Au moment de la disparition du roi Abdallah, tout est mis en œuvre pour donner à voir une famille royale forte et unifiée autour du nouveau leadership : la transmission du pouvoir s’est faite sans hésitation, dans les délais et en respectant la tradition locale. Néanmoins, de subtils actes manqués révèlent que les luttes de factions au sein de la famille prennent une nouvelle dimension. Dès son arrivée au pouvoir, le roi Salman démet, entre autres personnes, Khaled Al-Touwaijri, le plus fidèle collaborateur de son prédécesseur. Il nomme des membres de sa faction, notamment aux postes de vice-prince héritier, ministre de la défense et directeur du cabinet royal. Si ce type d’agissements peut paraître banal, il implique dans le cas saoudien un double changement : la consécration d’une faction au détriment des autres et la montée en puissance des princes de la troisième génération des Saoud. Loin de régler définitivement le problème épineux de la succession et de la distribution du pouvoir, cette nouvelle configuration risque d’exacerber encore plus les tensions au sein de la famille régnante, surtout quand la transition générationnelle s’approche à grands pas. Lever le voile sur les enjeux, énormes, autour de la question de la succession nécessite d’inscrire ce phénomène dans la longue durée de l’histoire saoudienne.
La succession adelphique, péché originel
Le problème de la succession est le talon d’Achille des Saoud depuis le XIXe siècle. Cela est dû essentiellement à la règle adelphique qu’ils ont adoptée1. Conformément à ce mode horizontal de transmission du pouvoir, très répandu dans le monde musulman et ailleurs, tous les frères de la famille régnante sont des souverains en puissance que seule la fortune peut départager. Autrement dit, c’est le plus puissant d’entre eux qui accède au pouvoir. Cela provoque régulièrement des crises de succession, notamment durant les périodes de transition générationnelle. Chaque prétendant essaie en effet de monopoliser le pouvoir et de le transmettre à ses propres descendants qui, à leur tour, reproduisent quasiment le même schéma. Les crises à répétition provoquent l’affaiblissement du groupe dominant, favorisent l’ingérence étrangère et peuvent à terme entraîner l’effondrement de l’édifice étatique comme l’illustre bien le cas saoudien. En effet, deux émirs ont été assassinés (Turki et Mishari), trois autres ont été déposés (Fayçal, Khaled et Thounayyan), plusieurs guerres de succession ont opposé les membres de la famille (la dernière a duré environ un quart de siècle) et plusieurs interventions étrangères ont été enregistrées (les Ottomans et les Al-Rachid). La crise de succession a même été la cause principale de la chute de la dynastie en 1891.
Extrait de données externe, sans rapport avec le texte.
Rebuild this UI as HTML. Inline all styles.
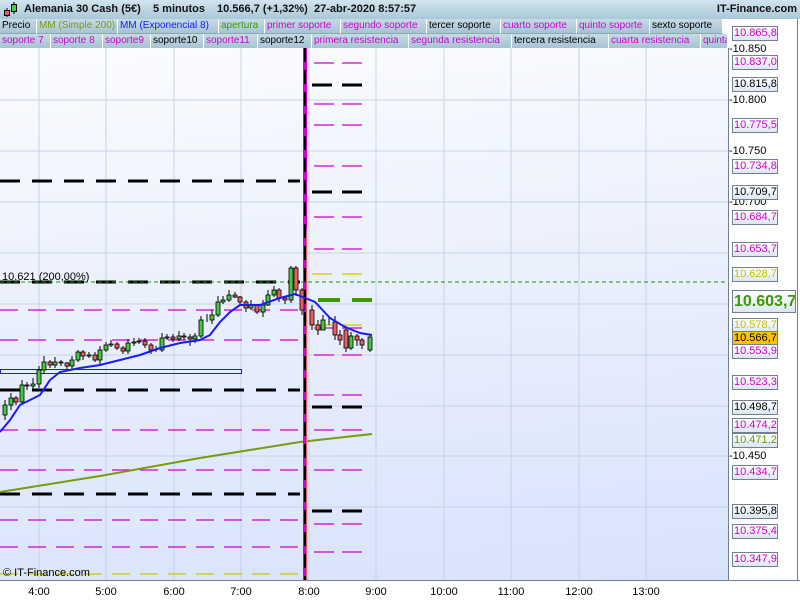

Après le rétablissement du pouvoir familial sur la plus grande partie de la péninsule arabique, le roi Abdelaziz (1902-1953) ne fait rien pour établir des règles de succession capables d’éviter au royaume naissant les luttes fratricides, le moment de la transition générationnelle venu. Il se contente d’éliminer toutes les autres branches de la famille, notamment ses frères et ses cousins germains, pour laisser le terrain libre à ses propres enfants.
L’émergence des factions
Même si le fondateur de l’Arabie saoudite moderne nomme son fils Saoud héritier présomptif, il prend soin d’instaurer ce que j’appelle un système de multi-domination : il partage en quelque sorte l’État entre un certain nombre de ses fils. Cette entreprise a engendré à moyen terme la multiplication des centres de pouvoir. Par ailleurs, le maintien du système de succession adelphique complique les choses un peu plus en faisant de tous les descendants d’Abdelaziz des prétendants en puissance, ce qui a engendré une crise politique à sa disparition (le roi laisse 34 fils).
Les premières années du règne de Saoud (1953-1964) sont marquées par un partage du pouvoir ente les membres éminents de la famille régnante. Mais ce roi veut renouer avec la tradition familiale : écarter ses frères en faveur de ses fils. Une coalition familiale se met en place très rapidement et réussit à le déposer avec la bénédiction des oulémas en 1964 après six années de luttes acharnées.
Le règne de Fayçal (1964-1975) est marqué par la consécration de la multi-domination. Chaque prince-ministre, prince-gouverneur et prince-PDG se taille un fief qu’il dirige de manière autonome. Si ce système permet à la famille de contrôler étroitement les différents rouages de l’État, il provoque néanmoins des dysfonctionnements importants. Il a fallu trouver un outil pour surmonter ce problème. Un organe informel voit le jour : le conseil de la famille royale. Il s’impose très rapidement comme un centre de décision important.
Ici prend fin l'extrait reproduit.